§ WHAT YOU WILL DO
Identify all lines of the data containing the string "styles" and copy them.

§ SUPPLIED MATERIAL
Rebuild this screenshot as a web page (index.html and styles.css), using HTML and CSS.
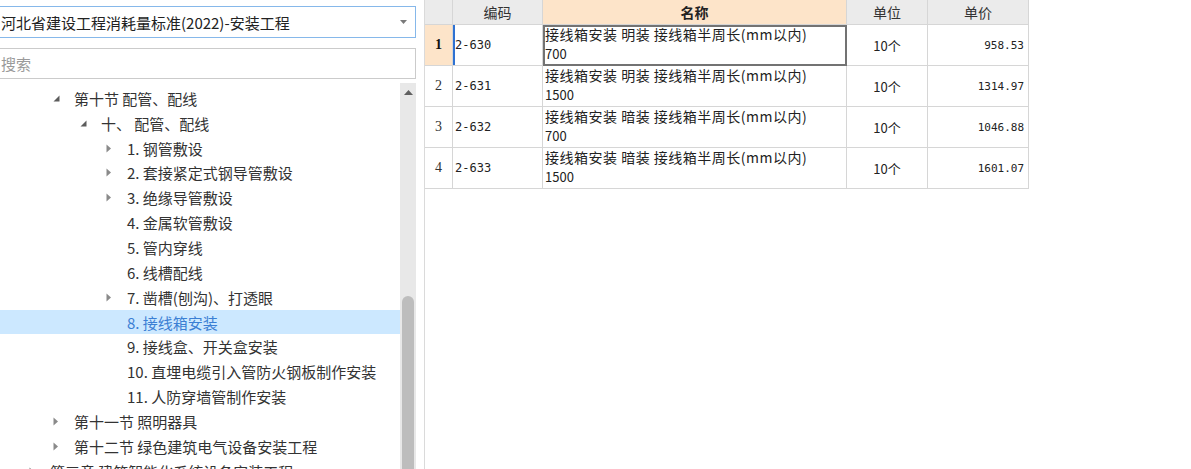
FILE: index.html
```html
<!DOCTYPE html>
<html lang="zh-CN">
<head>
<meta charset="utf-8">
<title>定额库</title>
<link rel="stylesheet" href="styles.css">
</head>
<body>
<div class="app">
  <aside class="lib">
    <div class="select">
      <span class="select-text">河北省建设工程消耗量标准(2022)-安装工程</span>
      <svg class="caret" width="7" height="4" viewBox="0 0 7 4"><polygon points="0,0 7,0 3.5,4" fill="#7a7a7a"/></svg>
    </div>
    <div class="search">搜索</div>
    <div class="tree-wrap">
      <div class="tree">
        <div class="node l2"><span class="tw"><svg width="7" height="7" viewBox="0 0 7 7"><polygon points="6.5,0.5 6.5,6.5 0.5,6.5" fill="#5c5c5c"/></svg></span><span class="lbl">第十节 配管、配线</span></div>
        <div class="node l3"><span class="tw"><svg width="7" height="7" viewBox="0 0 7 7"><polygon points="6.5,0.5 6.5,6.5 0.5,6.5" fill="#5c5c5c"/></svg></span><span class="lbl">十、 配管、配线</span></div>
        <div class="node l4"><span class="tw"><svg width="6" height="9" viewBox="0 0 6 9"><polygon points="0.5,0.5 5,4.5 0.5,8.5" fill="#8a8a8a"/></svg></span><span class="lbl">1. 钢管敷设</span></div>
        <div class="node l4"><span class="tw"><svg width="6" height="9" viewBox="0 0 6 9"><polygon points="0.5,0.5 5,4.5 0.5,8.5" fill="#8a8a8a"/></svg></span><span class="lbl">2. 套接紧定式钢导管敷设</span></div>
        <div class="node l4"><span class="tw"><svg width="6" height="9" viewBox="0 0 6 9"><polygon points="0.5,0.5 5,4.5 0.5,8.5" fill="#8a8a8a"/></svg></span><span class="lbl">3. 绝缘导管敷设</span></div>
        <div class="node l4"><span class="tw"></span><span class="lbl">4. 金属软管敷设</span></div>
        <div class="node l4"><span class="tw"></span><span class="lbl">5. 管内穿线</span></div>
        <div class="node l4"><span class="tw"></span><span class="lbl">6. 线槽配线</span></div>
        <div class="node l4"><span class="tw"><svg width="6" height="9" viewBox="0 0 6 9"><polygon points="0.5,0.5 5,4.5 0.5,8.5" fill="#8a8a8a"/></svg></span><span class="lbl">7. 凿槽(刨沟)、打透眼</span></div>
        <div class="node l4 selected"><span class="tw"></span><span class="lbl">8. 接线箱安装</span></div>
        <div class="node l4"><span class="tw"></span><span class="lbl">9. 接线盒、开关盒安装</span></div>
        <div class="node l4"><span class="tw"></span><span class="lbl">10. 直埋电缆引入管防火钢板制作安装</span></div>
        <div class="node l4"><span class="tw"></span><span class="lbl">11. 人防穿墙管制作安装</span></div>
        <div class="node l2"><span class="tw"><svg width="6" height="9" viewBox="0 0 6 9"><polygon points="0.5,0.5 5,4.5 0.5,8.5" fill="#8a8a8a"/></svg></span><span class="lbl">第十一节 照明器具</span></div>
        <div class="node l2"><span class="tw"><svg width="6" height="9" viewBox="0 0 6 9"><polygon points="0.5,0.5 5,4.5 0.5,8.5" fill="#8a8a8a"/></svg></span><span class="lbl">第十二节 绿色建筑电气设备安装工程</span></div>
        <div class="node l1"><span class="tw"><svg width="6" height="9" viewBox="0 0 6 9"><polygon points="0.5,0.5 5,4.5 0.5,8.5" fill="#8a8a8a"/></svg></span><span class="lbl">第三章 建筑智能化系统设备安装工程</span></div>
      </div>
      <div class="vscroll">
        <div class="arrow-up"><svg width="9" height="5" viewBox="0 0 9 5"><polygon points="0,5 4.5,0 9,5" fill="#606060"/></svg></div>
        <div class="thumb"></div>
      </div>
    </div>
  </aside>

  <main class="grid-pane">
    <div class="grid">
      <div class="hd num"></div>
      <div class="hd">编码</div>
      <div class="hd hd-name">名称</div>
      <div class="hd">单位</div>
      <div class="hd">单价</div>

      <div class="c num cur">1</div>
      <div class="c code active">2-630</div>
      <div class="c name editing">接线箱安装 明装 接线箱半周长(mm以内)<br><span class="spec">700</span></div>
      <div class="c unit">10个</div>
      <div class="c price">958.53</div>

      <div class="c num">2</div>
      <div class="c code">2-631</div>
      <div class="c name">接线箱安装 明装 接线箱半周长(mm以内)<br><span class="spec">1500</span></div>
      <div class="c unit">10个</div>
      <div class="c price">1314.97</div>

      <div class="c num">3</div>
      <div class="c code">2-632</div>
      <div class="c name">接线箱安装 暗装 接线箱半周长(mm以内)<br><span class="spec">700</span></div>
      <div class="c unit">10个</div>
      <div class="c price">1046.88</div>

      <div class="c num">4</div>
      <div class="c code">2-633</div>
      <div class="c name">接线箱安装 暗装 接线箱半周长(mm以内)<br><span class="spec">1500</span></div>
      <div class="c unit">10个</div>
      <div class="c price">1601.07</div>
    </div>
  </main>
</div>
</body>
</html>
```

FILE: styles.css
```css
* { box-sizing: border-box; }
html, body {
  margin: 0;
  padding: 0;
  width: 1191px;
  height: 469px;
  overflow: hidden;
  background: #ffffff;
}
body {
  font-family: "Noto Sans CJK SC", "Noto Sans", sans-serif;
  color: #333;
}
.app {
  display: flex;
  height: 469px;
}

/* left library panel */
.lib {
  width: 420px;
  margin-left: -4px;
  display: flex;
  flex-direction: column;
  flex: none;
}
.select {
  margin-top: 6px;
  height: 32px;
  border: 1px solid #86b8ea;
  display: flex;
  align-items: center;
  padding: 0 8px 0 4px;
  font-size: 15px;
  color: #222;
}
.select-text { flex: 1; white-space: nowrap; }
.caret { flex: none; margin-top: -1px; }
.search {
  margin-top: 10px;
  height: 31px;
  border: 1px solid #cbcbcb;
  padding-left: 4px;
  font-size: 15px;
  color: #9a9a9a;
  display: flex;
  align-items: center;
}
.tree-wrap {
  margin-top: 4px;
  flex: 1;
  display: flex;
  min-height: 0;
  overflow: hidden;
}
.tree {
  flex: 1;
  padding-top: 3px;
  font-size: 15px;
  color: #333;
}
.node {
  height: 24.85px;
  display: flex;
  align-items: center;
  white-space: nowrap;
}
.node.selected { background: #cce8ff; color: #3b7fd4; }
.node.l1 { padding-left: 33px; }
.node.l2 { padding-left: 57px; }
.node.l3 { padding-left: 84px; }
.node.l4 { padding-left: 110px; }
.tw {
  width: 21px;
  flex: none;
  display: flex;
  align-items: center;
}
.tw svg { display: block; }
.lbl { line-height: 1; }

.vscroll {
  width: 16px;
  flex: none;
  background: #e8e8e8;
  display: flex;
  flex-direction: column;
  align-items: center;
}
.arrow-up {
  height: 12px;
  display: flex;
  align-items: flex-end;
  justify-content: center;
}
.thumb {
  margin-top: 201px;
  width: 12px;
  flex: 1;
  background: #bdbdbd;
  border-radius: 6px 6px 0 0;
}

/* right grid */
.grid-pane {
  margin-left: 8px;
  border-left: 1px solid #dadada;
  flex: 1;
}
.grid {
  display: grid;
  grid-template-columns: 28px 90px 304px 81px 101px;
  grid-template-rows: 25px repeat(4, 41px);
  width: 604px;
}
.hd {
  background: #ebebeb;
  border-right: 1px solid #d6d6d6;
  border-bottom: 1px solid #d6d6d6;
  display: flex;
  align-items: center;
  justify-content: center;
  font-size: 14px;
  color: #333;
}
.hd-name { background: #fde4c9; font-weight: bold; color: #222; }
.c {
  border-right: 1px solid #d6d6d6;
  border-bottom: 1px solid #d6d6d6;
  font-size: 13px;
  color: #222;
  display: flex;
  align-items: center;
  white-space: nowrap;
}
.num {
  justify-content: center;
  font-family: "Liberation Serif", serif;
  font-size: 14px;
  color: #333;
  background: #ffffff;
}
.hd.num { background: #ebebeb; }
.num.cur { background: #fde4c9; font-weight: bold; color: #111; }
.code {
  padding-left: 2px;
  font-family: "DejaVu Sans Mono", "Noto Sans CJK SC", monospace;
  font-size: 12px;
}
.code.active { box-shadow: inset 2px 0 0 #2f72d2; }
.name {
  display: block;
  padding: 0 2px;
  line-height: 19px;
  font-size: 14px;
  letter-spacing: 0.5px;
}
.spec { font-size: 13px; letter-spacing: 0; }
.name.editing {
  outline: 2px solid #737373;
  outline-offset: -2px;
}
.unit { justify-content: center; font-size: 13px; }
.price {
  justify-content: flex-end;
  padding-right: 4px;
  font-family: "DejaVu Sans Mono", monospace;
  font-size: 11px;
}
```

§ ANSWER TO THE PROBLEM
Rebuild this screenshot as a web page (index.html and styles.css), using HTML and CSS.
<link rel="stylesheet" href="styles.css">
FILE: styles.css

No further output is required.